FORSE è normale ritrovarsi, all’alba di un sabato milanese, a fronteggiare un uomo che impugna una spranga, liberarsene, rincasare per riprendere il sonno interrotto. Forse è normale ritrovarsi storditi a terra, riaversi, riprendere la via di casa. Forse è normale scoprirsi seguiti da un individuo armato di piccone, chiudergli in faccia il portone di casa, vederlo stampare le mani su quel portone come se volesse forzarlo per aprire. Forse tutto questo è normale nella Milano del terzo millennio. Perché uno degli aspetti che più colpiscono, sorprendono e fanno chiedere «perché» nella mattanza di Niguarda, è il silenzio degli scampati. Per 97 minuti Mada Kabobo è stato libero (e lasciato libero, verrebbe da aggiungere) di sbrigliare la sua furia omicida affidata a una spranga e a un piccone, di aggredire per sette volte, ferire, uccidere. Nessuno lancia l’allarme, nessuno chiama i numeri che dovrebbero essere salvifici 112 e 113. Nessuna delle sue vittime.

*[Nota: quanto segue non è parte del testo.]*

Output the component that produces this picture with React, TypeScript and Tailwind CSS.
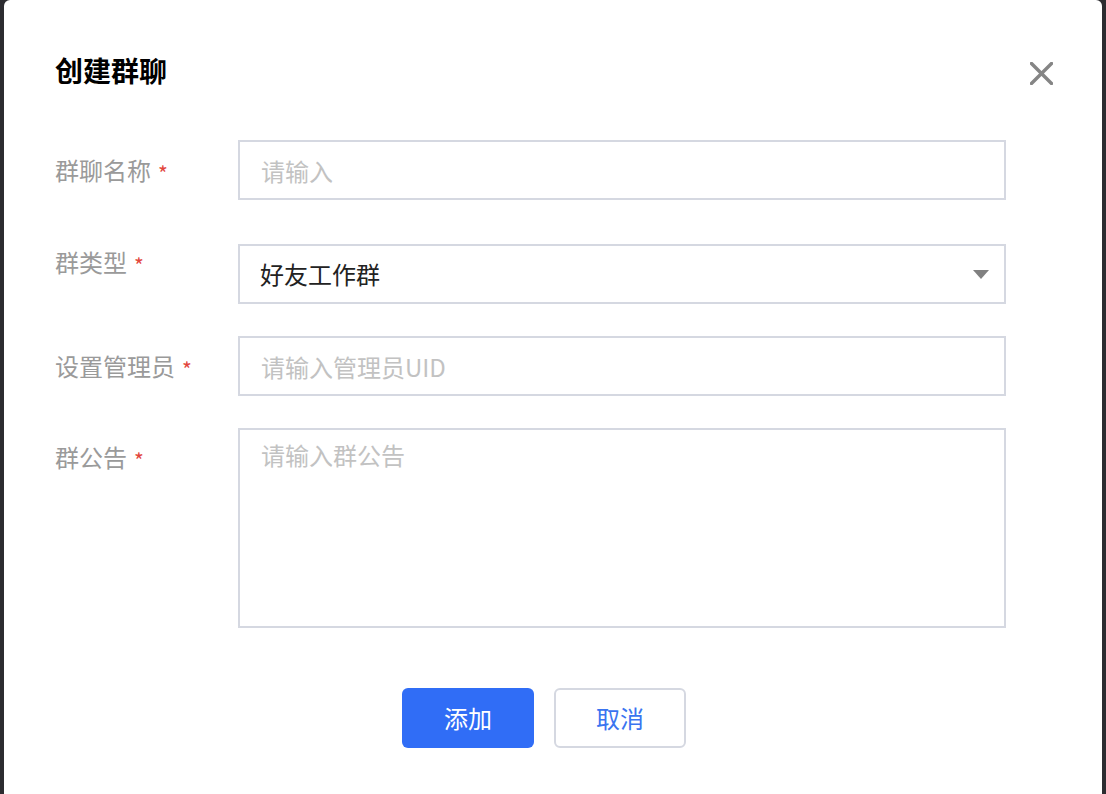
const font = { fontFamily: '"Noto Sans CJK SC", "Noto Sans", sans-serif' };

function Label({ text, className }: { text: string; className: string }) {
  return (
    <div className={`w-[183px] shrink-0 overflow-hidden text-[24px] text-[#9a9a9a] ${className}`}>
      {text}
      <span className="ml-[7px] inline-block align-middle text-[21px] leading-none text-[#e2463d]">*</span>
    </div>
  );
}

export default function App() {
  return (
    <div className="flex h-[794px] w-full bg-[#2c2c30] px-[4px]" style={font}>
      <div className="flex flex-1 flex-col rounded-t-[6px] bg-white pl-[51px] pr-[49px] pt-[50px]">
        <div className="flex items-start justify-between">
          <h1 className="text-[28px] font-bold leading-[40px] text-black">创建群聊</h1>
          <svg className="mt-[12px]" width="23" height="23" viewBox="0 0 23 23">
            <path d="M1.5 1.5 L21.5 21.5 M21.5 1.5 L1.5 21.5" stroke="#858585" strokeWidth="3.4" strokeLinecap="square" />
          </svg>
        </div>

        <div className="mt-[50px] flex h-[60px]">
          <Label text="群聊名称" className="h-[60px] leading-[60px]" />
          <input
            placeholder="请输入"
            className="h-[60px] w-[768px] border-2 border-[#d5d8e1] pl-[21px] text-[24px] text-[#222] outline-none placeholder:text-[#c2c2c2]"
          />
        </div>

        <div className="mt-[44px] flex h-[60px]">
          <Label text="群类型" className="h-[36px] leading-[36px]" />
          <div className="flex h-[60px] w-[768px] items-center justify-between border-2 border-[#d5d8e1] pl-[20px] pr-[15px]">
            <span className="text-[24px] text-[#222]">好友工作群</span>
            <svg width="16" height="9" viewBox="0 0 16 9">
              <path d="M0 0 H16 L8 9 Z" fill="#808080" />
            </svg>
          </div>
        </div>

        <div className="mt-[32px] flex h-[60px]">
          <Label text="设置管理员" className="h-[60px] leading-[60px]" />
          <input
            placeholder="请输入管理员UID"
            className="h-[60px] w-[768px] border-2 border-[#d5d8e1] pl-[21px] text-[24px] text-[#222] outline-none placeholder:text-[#c2c2c2]"
          />
        </div>

        <div className="mt-[32px] flex h-[200px]">
          <Label text="群公告" className="h-[58px] leading-[58px]" />
          <textarea
            placeholder="请输入群公告"
            className="h-[200px] w-[768px] resize-none border-2 border-[#d5d8e1] pl-[21px] pt-[7px] text-[24px] leading-[36px] text-[#222] outline-none placeholder:text-[#c2c2c2]"
          />
        </div>

        <div className="ml-[347px] mt-[60px] flex gap-[20px]">
          <button className="h-[60px] w-[132px] rounded-[6px] bg-[#306df6] text-[24px] text-white">添加</button>
          <button className="h-[60px] w-[132px] rounded-[6px] border-2 border-[#d5d8e1] bg-white text-[24px] text-[#3a74f0]">
            取消
          </button>
        </div>
      </div>
    </div>
  );
}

ERA DOMENICA, ieri, anche a Niguarda. Festa della Mamma. L’oratorio era gremito. Lisci e rock and roll uscivano da un centro ricreativo per anziani in via Grivola, la stessa dove abitava l’ucciso Alessandro Carolè e dove vive uno dei feriti. In piazza Belloveso due mazzetti di rose e un biglietto ricordavano Alessandro ai clienti del bar che era stato il suo ultimo approdo. La vita è anche questo, ore da consumare in fretta, pagine da voltare. Il quartiere metabolizza la tragedia con dignità composta. Sono rari gli accenti xenofobi, non si raccolgono inviti alla caccia al nero, suonano sporadiche le inevitabili invocazioni alle punizioni estreme. Ma si sente, si respira, si tocca, la compagnia sinistra della paura. Perché il piccone di Kabobo ha infranto, oltre alla vita di Alessandro, qualcosa a cui la gente tiene tanto: la normalità. La passeggiata mattutina, l’uscita per la pipì del cagnolino, il primo caffè della giornata, da sorbire in solitudine quando i tavolini del bar sono ancora da sistemare. Un attentato. Un’offesa. Il timore retrospettivo del «sarebbe potuto toccare a me». La grande paura di non poter fare le cose di ogni giorno. O di doverle pagare con la vita.